Norwegian Cruise Line offered up two of its ships and two islands as collateral in an attempt to raise $2bn and stave off bankruptcy, after bookings collapsed and customers clamoured for refunds in the wake of the coronavirus.
The Miami-based cruise operator, whose ships have been prevented from sailing due to the pandemic, warned there was “substantial doubt” about its ability to remain in business.
Shares in the company tumbled nearly 23 per cent on Tuesday, taking their year-to-date decline to 80 per cent, after it launched a $1.6bn stock and bond offering. It also announced that the buyout firm L Catterton was investing $400m in one of its subsidiaries, NCL Corp, and will be entitled to a board seat and one board observer.
The fundraising is critical not least since half of the customers on cancelled voyages were opting to take cash refunds rather than credits towards a future cruise.
The company has suspended all voyages until June 30 and the US Centers for Disease Control and Prevention has issued a no-sail order for cruise ships that lasts until July 24 or until Covid-19 is no longer considered a public health emergency, whichever comes first.
As of April 24, advance bookings for the rest of the year were “meaningfully lower” than in 2019, with pricing dropping precipitously, Norwegian said.
If it were unable to fulfil its liquidity needs through the fundraising, it “may be necessary for us to reorganise our company in its entirety, including through bankruptcy proceedings, and our shareholders may lose their investment in our ordinary shares”, it said in a regulatory filing.
The company is hoping to raise $350m of new equity, as well as $1.25bn through two bond offerings.
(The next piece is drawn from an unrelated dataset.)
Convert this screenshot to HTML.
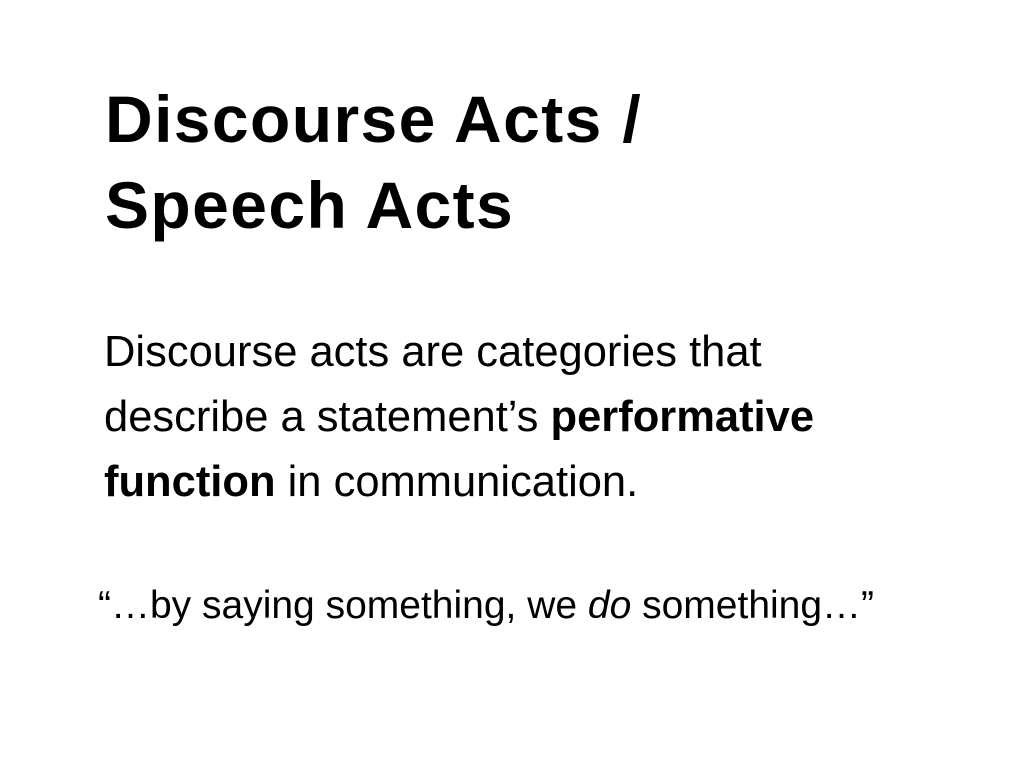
<!DOCTYPE html>
<html><head><meta charset="utf-8"><style>
html,body{margin:0;padding:0;background:#fff;width:1024px;height:768px;overflow:hidden}
.t{position:absolute;left:105px;top:76px;font-family:"Liberation Sans",sans-serif;font-weight:bold;font-size:66px;line-height:86px;color:#000;letter-spacing:1.4px}
.b{position:absolute;left:104px;top:320px;font-family:"Liberation Sans",sans-serif;font-size:43.5px;line-height:65px;color:#000}
.q{position:absolute;left:98px;top:583px;font-family:"Liberation Sans",sans-serif;font-size:39px;line-height:46px;color:#000}
</style></head><body>
<div class="t">Discourse Acts /<br>Speech Acts</div>
<div class="b">Discourse acts are categories that<br>describe a statement’s <b>performative</b><br><b>function</b> in communication.</div>
<div class="q">“…by saying something, we <i>do</i> something…”</div>
</body></html>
A $600m secured bond deal would offer investors two of the company’s ships and two islands as part of the collateral, according to a filing.
Norwegian’s last annual report said that the group owned a private island in the Bahamas — Great Stirrup Cay, which it used as a port-of-call on certain itineraries — and operated a cruise destination in Belize called Harvest Caye.
Initial pricing on the four-year secured bond signalled the company will have to pay up to 12.5 per cent to borrow the cash, far in excess of the average 6 per cent yield on unsecured debt from similarly rated issuers, according to an index run by Ice Data Services.
The deal is being offered as a slight discount, giving it an all-in yield of 13 per cent, according to the people.
The company said on Tuesday it expected to report first-quarter losses of between $1.8bn to $1.93bn but that it would delay filing its quarterly earnings report.
Norwegian has identified about $515m of capital expenditure reductions, it added, and has already cut costs by furloughing one-fifth of its shoreside employees until the end of July and cutting work hours and salaries for others.
The cruise operator also said it was co-operating with ongoing investigations by the Florida attorney-general and other attorneys-general and governmental agencies about its marketing to customers during the pandemic.
The company said between March 12 and April 30 it had been subject to three class action lawsuits alleging it “made false and misleading statements to the market and customers about Covid-19”.